EXERCISE DESCRIPTION
Go through the listing and pick out each line with the word "styles" in it.

-- Begin DATA PROVIDED --

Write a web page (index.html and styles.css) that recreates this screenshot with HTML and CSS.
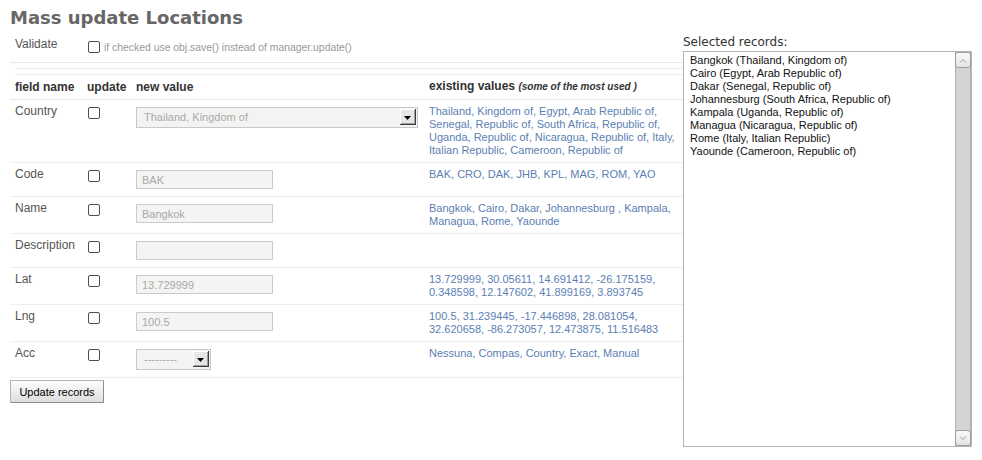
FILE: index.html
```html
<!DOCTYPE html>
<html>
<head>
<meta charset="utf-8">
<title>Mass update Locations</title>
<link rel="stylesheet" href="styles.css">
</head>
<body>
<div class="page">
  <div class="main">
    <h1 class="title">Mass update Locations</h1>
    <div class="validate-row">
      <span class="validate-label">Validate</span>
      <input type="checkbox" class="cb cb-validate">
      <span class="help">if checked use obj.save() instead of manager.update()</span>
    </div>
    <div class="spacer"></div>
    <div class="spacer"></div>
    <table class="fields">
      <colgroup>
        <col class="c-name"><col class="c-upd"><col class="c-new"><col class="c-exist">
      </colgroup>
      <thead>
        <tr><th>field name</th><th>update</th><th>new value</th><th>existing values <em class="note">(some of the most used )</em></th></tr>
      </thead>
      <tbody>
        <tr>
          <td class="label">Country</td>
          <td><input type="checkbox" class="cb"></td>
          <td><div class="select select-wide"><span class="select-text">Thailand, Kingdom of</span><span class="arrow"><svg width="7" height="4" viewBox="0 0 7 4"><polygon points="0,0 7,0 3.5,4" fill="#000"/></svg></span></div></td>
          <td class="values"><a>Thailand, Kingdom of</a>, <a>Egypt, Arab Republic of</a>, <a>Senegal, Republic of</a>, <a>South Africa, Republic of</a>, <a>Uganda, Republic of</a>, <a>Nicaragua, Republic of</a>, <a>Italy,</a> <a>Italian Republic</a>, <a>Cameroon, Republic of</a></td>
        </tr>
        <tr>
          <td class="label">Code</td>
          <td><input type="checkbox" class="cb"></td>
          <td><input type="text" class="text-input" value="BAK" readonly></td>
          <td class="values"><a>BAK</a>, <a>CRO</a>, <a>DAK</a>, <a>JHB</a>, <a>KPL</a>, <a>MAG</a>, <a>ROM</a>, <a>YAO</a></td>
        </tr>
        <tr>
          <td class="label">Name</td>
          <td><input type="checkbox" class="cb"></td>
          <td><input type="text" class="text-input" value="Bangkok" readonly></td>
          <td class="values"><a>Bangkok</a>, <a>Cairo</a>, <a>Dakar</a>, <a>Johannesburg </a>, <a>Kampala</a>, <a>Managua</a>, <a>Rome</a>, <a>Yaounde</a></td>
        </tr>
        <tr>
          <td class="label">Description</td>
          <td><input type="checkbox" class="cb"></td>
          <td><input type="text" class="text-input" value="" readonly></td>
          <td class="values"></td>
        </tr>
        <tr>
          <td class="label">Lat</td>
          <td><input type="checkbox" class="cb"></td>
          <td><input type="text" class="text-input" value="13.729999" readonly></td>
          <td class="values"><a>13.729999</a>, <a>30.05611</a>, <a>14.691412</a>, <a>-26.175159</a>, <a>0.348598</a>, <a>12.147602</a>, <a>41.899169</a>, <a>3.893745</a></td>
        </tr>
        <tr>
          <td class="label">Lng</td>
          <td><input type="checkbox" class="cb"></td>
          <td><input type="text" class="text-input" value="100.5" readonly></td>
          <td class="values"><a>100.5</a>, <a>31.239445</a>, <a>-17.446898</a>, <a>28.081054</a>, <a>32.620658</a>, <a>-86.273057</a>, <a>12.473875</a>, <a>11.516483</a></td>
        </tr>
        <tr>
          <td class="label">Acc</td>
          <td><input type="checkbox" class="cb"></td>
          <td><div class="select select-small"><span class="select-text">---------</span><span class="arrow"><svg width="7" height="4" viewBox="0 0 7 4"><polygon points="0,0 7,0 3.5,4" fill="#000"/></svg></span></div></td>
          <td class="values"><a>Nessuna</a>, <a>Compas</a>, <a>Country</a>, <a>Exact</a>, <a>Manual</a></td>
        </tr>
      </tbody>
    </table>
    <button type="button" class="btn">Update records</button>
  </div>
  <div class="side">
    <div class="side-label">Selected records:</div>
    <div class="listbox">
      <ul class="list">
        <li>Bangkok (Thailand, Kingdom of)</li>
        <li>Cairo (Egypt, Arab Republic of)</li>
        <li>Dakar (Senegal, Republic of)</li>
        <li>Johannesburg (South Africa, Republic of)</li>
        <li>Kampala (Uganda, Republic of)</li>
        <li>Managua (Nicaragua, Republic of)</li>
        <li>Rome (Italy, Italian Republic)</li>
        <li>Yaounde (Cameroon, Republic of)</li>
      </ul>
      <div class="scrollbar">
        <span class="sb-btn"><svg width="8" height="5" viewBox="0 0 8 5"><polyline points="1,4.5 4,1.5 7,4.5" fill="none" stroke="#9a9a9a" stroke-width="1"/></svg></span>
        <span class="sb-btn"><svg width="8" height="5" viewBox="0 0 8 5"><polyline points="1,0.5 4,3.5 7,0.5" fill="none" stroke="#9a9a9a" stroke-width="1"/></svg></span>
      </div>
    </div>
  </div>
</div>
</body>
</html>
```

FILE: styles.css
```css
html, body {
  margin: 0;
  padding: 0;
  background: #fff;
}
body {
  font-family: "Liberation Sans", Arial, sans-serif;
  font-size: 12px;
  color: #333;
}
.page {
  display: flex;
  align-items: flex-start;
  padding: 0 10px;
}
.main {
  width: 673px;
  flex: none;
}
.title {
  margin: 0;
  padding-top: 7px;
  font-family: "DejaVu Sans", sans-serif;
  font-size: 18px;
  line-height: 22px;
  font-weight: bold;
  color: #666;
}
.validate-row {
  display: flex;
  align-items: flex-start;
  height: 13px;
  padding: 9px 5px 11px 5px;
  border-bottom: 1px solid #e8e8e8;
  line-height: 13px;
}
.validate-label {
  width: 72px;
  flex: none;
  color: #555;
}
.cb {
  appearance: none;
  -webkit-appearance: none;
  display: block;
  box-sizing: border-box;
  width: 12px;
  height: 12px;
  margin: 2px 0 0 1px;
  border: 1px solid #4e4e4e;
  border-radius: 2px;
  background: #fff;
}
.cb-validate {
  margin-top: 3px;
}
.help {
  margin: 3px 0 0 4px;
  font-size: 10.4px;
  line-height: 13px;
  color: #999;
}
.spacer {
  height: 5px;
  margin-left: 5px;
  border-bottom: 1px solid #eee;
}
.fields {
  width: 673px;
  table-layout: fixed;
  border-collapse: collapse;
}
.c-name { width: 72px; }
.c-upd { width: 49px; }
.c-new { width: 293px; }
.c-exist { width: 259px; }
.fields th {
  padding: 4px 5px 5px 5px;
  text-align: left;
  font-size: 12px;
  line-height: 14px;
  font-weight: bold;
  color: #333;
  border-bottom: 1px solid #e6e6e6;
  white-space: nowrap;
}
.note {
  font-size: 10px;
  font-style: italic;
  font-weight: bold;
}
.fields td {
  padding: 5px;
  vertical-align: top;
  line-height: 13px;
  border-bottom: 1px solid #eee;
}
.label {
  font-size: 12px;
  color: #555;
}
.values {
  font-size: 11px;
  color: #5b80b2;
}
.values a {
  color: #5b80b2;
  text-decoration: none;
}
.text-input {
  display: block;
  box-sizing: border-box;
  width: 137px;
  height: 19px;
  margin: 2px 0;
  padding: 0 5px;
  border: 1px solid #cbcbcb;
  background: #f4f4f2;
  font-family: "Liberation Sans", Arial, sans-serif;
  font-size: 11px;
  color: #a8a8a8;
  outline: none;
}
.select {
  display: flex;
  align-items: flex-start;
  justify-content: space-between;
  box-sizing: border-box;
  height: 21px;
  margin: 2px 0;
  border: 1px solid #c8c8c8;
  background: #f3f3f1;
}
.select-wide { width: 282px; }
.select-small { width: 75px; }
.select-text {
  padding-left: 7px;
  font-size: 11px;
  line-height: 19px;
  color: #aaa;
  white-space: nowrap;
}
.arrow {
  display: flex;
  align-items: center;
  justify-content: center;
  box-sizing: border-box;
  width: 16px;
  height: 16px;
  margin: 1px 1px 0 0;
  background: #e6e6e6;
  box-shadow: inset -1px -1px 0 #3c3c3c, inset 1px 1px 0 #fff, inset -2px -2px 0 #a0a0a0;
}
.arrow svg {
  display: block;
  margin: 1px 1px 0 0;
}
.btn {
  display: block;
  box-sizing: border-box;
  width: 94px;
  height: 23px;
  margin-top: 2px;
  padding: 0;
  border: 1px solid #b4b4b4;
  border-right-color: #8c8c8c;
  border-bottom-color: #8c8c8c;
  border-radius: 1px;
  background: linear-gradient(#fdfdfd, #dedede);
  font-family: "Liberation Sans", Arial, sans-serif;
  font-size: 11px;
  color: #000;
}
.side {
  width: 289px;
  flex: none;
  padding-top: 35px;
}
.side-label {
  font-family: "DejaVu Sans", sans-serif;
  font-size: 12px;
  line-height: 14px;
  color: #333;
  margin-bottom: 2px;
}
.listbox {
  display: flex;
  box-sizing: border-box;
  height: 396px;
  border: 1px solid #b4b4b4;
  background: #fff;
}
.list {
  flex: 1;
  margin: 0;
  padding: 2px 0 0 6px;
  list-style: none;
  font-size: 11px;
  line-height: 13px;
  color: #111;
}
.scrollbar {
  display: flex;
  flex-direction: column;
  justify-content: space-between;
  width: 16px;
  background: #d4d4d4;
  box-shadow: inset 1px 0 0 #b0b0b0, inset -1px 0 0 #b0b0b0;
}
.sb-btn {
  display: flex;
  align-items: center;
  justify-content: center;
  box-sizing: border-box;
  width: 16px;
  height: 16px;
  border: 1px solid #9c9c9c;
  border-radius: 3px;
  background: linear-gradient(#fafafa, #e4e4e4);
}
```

-- End DATA PROVIDED --

FINAL ANSWER
Write a web page (index.html and styles.css) that recreates this screenshot with HTML and CSS.
<link rel="stylesheet" href="styles.css">
FILE: styles.css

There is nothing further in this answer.